## [Task objective]
Return exactly, and only, the lines from the one holding "Recreate this image" through the one holding "const [referencia, setReferencia]", both included; the pictures stay out.

Web page code records
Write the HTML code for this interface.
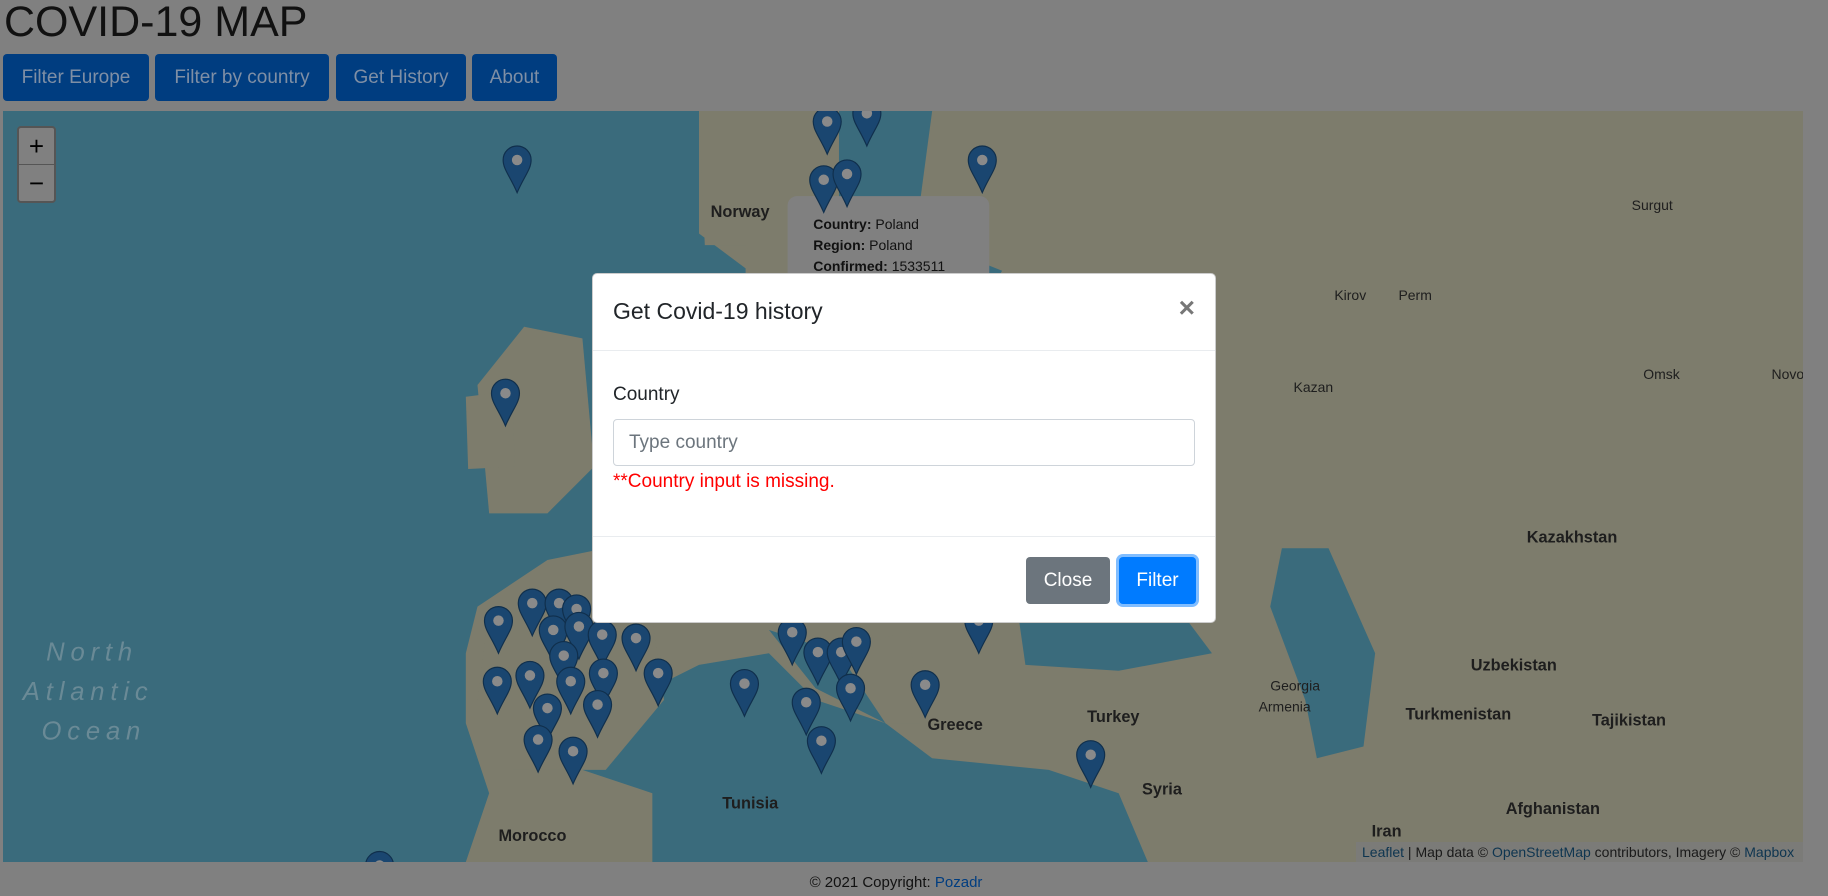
<!DOCTYPE html>
<html><head><meta charset="utf-8"><style>
*{box-sizing:border-box;margin:0;padding:0}
body{width:1828px;height:896px;overflow:hidden;background:#808080;font-family:"Liberation Sans",sans-serif;position:relative}
h1{position:absolute;left:4px;top:-2px;font-size:43px;font-weight:400;color:#111}
.btn{position:absolute;top:54px;height:47px;background:#003d80;color:#7f8fa5;font-size:19px;line-height:47px;text-align:center;border-radius:4px}
.map{position:absolute;left:3px;top:111px;width:1800px;height:751px}
.foot{position:absolute;top:874px;left:-18px;width:1828px;text-align:center;font-size:15px;color:#111}
.foot span{color:#003d80}
.zoom{position:absolute;left:17px;top:126px;width:39px;height:77px;background:#808080;border:2px solid #555;border-radius:4px;font-size:26px;color:#000;text-align:center}
.zoom div{height:37px;line-height:37px}
.attr{position:absolute;left:1356px;top:842px;width:447px;height:20px;background:#7b7b78;font-size:14px;color:#1a1a1a;line-height:20px;padding-left:6px}
.attr span{color:#0e3550}
.modal{position:absolute;left:592px;top:273px;width:624px;height:350px;background:#fff;border-radius:5px;border:1px solid rgba(0,0,0,.2)}
.mh{height:77px;border-bottom:1px solid #e9ecef;position:relative}
.mh h5{position:absolute;left:20px;top:24px;font-size:23px;font-weight:400;color:#212529}
.x{position:absolute;right:20px;top:18px;font-size:28px;font-weight:700;color:#777}
.lab{position:absolute;left:20px;top:110px;font-size:19px;color:#212529}
.inp{position:absolute;left:20px;top:145px;width:582px;height:47px;border:1px solid #ced4da;border-radius:4px;font-size:19px;color:#6c757d;line-height:45px;padding-left:15px}
.err{position:absolute;left:20px;top:197px;font-size:19px;color:#f00}
.mf{position:absolute;left:0;top:262px;width:622px;border-top:1px solid #e9ecef}
.b2{position:absolute;top:283px;height:47px;line-height:47px;color:#fff;font-size:19px;text-align:center;border-radius:4px}
</style></head><body>
<h1>COVID-19 MAP</h1>
<div class="btn" style="left:3px;width:146px">Filter Europe</div>
<div class="btn" style="left:155px;width:174px">Filter by country</div>
<div class="btn" style="left:336px;width:130px">Get History</div>
<div class="btn" style="left:472px;width:85px">About</div>
<svg class="map" viewBox="3 95 1544 644" preserveAspectRatio="none">
<rect x="3" y="95" width="1544" height="644" fill="#7d7c6c"/>
<g fill="#3a6b7c">
<polygon points="3,95 600,95 600,200 640,230 640,290 600,330 560,400 540,440 520,470 470,480 440,500 410,520 400,560 400,620 420,680 400,739 3,739"/>
<polygon points="720,95 800,95 790,170 760,200 720,175"/>
<polygon points="700,250 760,200 830,220 860,232 820,300 740,300 700,285"/>
<polygon points="520,610 600,570 660,560 700,600 760,620 800,650 900,660 960,680 985,739 560,739 560,680 500,660"/>
<polygon points="660,540 720,560 770,600 760,620 700,590"/>
<polygon points="870,500 950,480 1010,520 1040,560 960,575 880,570"/>
<polygon points="1100,470 1140,470 1180,560 1170,640 1130,650 1120,600 1090,520"/>
</g>
<g fill="#7d7c6c">
<polygon points="410,330 450,280 500,290 510,400 470,440 420,440"/>
<polygon points="400,340 440,335 442,400 402,402"/>
<polygon points="600,95 720,95 720,175 700,250 660,240 640,210 605,210"/>
<polygon points="420,520 560,530 570,600 520,660 440,660 410,600"/>
<polygon points="720,560 780,540 790,620 760,620"/>
</g>
<g font-family="Liberation Sans,sans-serif" font-weight="700" fill="#1e1e1e" font-size="14">
<text x="610" y="186">Norway</text><text x="1310" y="465">Kazakhstan</text><text x="1262" y="575">Uzbekistan</text>
<text x="1206" y="617">Turkmenistan</text><text x="1366" y="622">Tajikistan</text><text x="1292" y="698">Afghanistan</text>
<text x="933" y="619">Turkey</text><text x="796" y="626">Greece</text><text x="620" y="693">Tunisia</text>
<text x="428" y="721">Morocco</text><text x="980" y="681">Syria</text><text x="1177" y="717">Iran</text>
<text x="1090" y="592" font-size="12" font-weight="400">Georgia</text><text x="1145" y="257" font-size="12" font-weight="400">Kirov</text>
<text x="1200" y="257" font-size="12" font-weight="400">Perm</text><text x="1110" y="336" font-size="12" font-weight="400">Kazan</text>
<text x="1400" y="180" font-size="12" font-weight="400">Surgut</text><text x="1520" y="325" font-size="12" font-weight="400">Novosil</text>
<text x="1410" y="325" font-size="12" font-weight="400">Omsk</text><text x="1080" y="610" font-size="12" font-weight="400">Armenia</text>
</g>
<g font-family="Liberation Sans,sans-serif" font-style="italic" fill="#6a8a96" font-size="22" letter-spacing="5">
<text x="40" y="566">North</text><text x="20" y="600">Atlantic</text><text x="36" y="634">Ocean</text>
</g>
<rect x="676" y="168" width="173" height="75" rx="8" fill="#808080"/>
<g font-family="Liberation Sans,sans-serif" font-size="12" fill="#111"><text x="698" y="196"><tspan font-weight="700">Country:</tspan> Poland</text><text x="698" y="214"><tspan font-weight="700">Region:</tspan> Poland</text><text x="698" y="232"><tspan font-weight="700">Confirmed:</tspan> 1533511</text></g>
<defs><g id="m"><path d="M0,0 C-6,-14 -12,-20 -12,-28 A12,12 0 1 1 12,-28 C12,-20 6,-14 0,0Z" fill="#1a4670" stroke="#102f4c"/><circle cx="0" cy="-28" r="4.5" fill="#8a8a8a"/></g></defs>
<use href="#m" x="444" y="165"/><use href="#m" x="710" y="132"/><use href="#m" x="744" y="125"/><use href="#m" x="843" y="165"/>
<use href="#m" x="707" y="182"/><use href="#m" x="727" y="177"/><use href="#m" x="434" y="365"/><use href="#m" x="428" y="560"/>
<use href="#m" x="457" y="545"/><use href="#m" x="480" y="545"/><use href="#m" x="495" y="550"/><use href="#m" x="475" y="568"/>
<use href="#m" x="497" y="565"/><use href="#m" x="517" y="572"/><use href="#m" x="546" y="575"/><use href="#m" x="484" y="590"/>
<use href="#m" x="427" y="612"/><use href="#m" x="455" y="607"/><use href="#m" x="490" y="612"/><use href="#m" x="518" y="605"/>
<use href="#m" x="565" y="605"/><use href="#m" x="470" y="635"/><use href="#m" x="513" y="632"/><use href="#m" x="462" y="662"/>
<use href="#m" x="492" y="672"/><use href="#m" x="639" y="614"/><use href="#m" x="680" y="570"/><use href="#m" x="702" y="587"/>
<use href="#m" x="722" y="587"/><use href="#m" x="735" y="578"/><use href="#m" x="730" y="618"/><use href="#m" x="692" y="630"/>
<use href="#m" x="705" y="663"/><use href="#m" x="794" y="615"/><use href="#m" x="936" y="675"/><use href="#m" x="840" y="560"/>
<use href="#m" x="326" y="770"/>
</svg>
<div class="zoom"><div style="border-bottom:1px solid #555">+</div><div>−</div></div>
<div class="attr"><span>Leaflet</span> | Map data © <span>OpenStreetMap</span> contributors, Imagery © <span>Mapbox</span></div>
<div class="foot">© 2021 Copyright: <span>Pozadr</span></div>
<div class="modal">
<div class="mh"><h5>Get Covid-19 history</h5><div class="x">×</div></div>
<div class="lab">Country</div>
<div class="inp">Type country</div>
<div class="err">**Country input is missing.</div>
<div class="mf"></div>
<div class="b2" style="left:433px;width:84px;background:#6c757d">Close</div>
<div class="b2" style="left:526px;width:77px;background:#007bff;box-shadow:0 0 0 3px #80bdff">Filter</div>
</div>
</body></html>
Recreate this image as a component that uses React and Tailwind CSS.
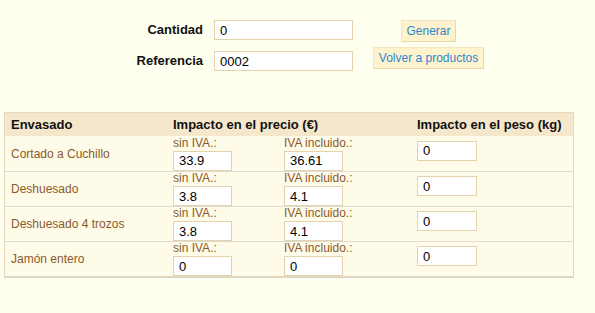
import React, { useState } from 'react';

const rows = [
  { name: 'Cortado a Cuchillo', sin: '33.9', con: '36.61', peso: '0' },
  { name: 'Deshuesado', sin: '3.8', con: '4.1', peso: '0' },
  { name: 'Deshuesado 4 trozos', sin: '3.8', con: '4.1', peso: '0' },
  { name: 'Jamón entero', sin: '0', con: '0', peso: '0' },
];

const inputCls =
  'h-[20px] border border-[#e2d2ae] bg-white px-[5px] text-[13px] text-black outline-none';

export default function App() {
  const [cantidad, setCantidad] = useState('0');
  const [referencia, setReferencia] = useState('0002');

  return (
    <div className="h-[313px] w-[595px] bg-[#fffff0] font-['Liberation_Sans',Arial,sans-serif] text-[12px]">
      <div className="flex pt-[20px]">
        <div className="flex w-[203px] shrink-0 flex-col gap-[11px] text-right text-[13px] font-bold text-[#111]">
          <div className="h-[20px] leading-[20px]">Cantidad</div>
          <div className="h-[20px] leading-[20px]">Referencia</div>
        </div>
        <div className="ml-[11px] flex w-[139px] shrink-0 flex-col gap-[11px]">
          <input className={`${inputCls} w-[139px]`} value={cantidad} onChange={e => setCantidad(e.target.value)} />
          <input className={`${inputCls} w-[139px]`} value={referencia} onChange={e => setReferencia(e.target.value)} />
        </div>
        <div className="ml-[20px] flex w-[111px] shrink-0 flex-col items-center gap-[5px]">
          <button className="h-[22px] border border-[#f1e6c0] border-b-[#e6d8a8] border-r-[#e6d8a8] bg-[#fff3cd] px-[4px] text-[12px] text-[#2a88cf]">
            Generar
          </button>
          <button className="h-[22px] w-[111px] border border-[#f1e6c0] border-b-[#e6d8a8] border-r-[#e6d8a8] bg-[#fff3cd] px-[3px] text-[12px] text-[#2a88cf]">
            Volver a productos
          </button>
        </div>
      </div>

      <div className="ml-[4px] mt-[41px] w-[570px] border border-[#e6d9bb] bg-[#fffbe9] shadow-[0_1px_0_#d8d4c8]">
        <div className="flex h-[23px] items-center bg-[#f5e7cb] text-[13px] font-bold text-[#111]">
          <div className="w-[162px] shrink-0 pl-[6px]">Envasado</div>
          <div className="w-[244px] shrink-0 pl-[6px]">Impacto en el precio (€)</div>
          <div className="shrink-0 pl-[6px]">Impacto en el peso (kg)</div>
        </div>
        {rows.map((r, i) => (
          <div
            key={r.name}
            className={`flex h-[35px] items-center ${i > 0 ? 'border-t border-[#dedbd0]' : ''}`}
          >
            <div className="w-[162px] shrink-0 pl-[6px] text-[#8a5a2b]">{r.name}</div>
            <div className="flex w-[244px] shrink-0 pl-[6px]">
              <div className="w-[111px]">
                <div className="leading-[13px] text-[#8a5a2b]">sin IVA.:</div>
                <input className={`${inputCls} mt-[1px] h-[19px] w-[59px]`} defaultValue={r.sin} />
              </div>
              <div>
                <div className="leading-[13px] text-[#8a5a2b]">IVA incluido.:</div>
                <input className={`${inputCls} mt-[1px] h-[19px] w-[59px]`} defaultValue={r.con} />
              </div>
            </div>
            <div className="shrink-0 pl-[6px]">
              <input className={`${inputCls} mb-[6px] w-[60px]`} defaultValue={r.peso} />
            </div>
          </div>
        ))}
      </div>
    </div>
  );
}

## [Solution to this task]
Recreate this image as a component that uses React and Tailwind CSS.
import React, { useState } from 'react';

const rows = [
  { name: 'Cortado a Cuchillo', sin: '33.9', con: '36.61', peso: '0' },
  { name: 'Deshuesado', sin: '3.8', con: '4.1', peso: '0' },
  { name: 'Deshuesado 4 trozos', sin: '3.8', con: '4.1', peso: '0' },
  { name: 'Jamón entero', sin: '0', con: '0', peso: '0' },
];

const inputCls =
  'h-[20px] border border-[#e2d2ae] bg-white px-[5px] text-[13px] text-black outline-none';

export default function App() {
  const [cantidad, setCantidad] = useState('0');
  const [referencia, setReferencia] = useState('0002');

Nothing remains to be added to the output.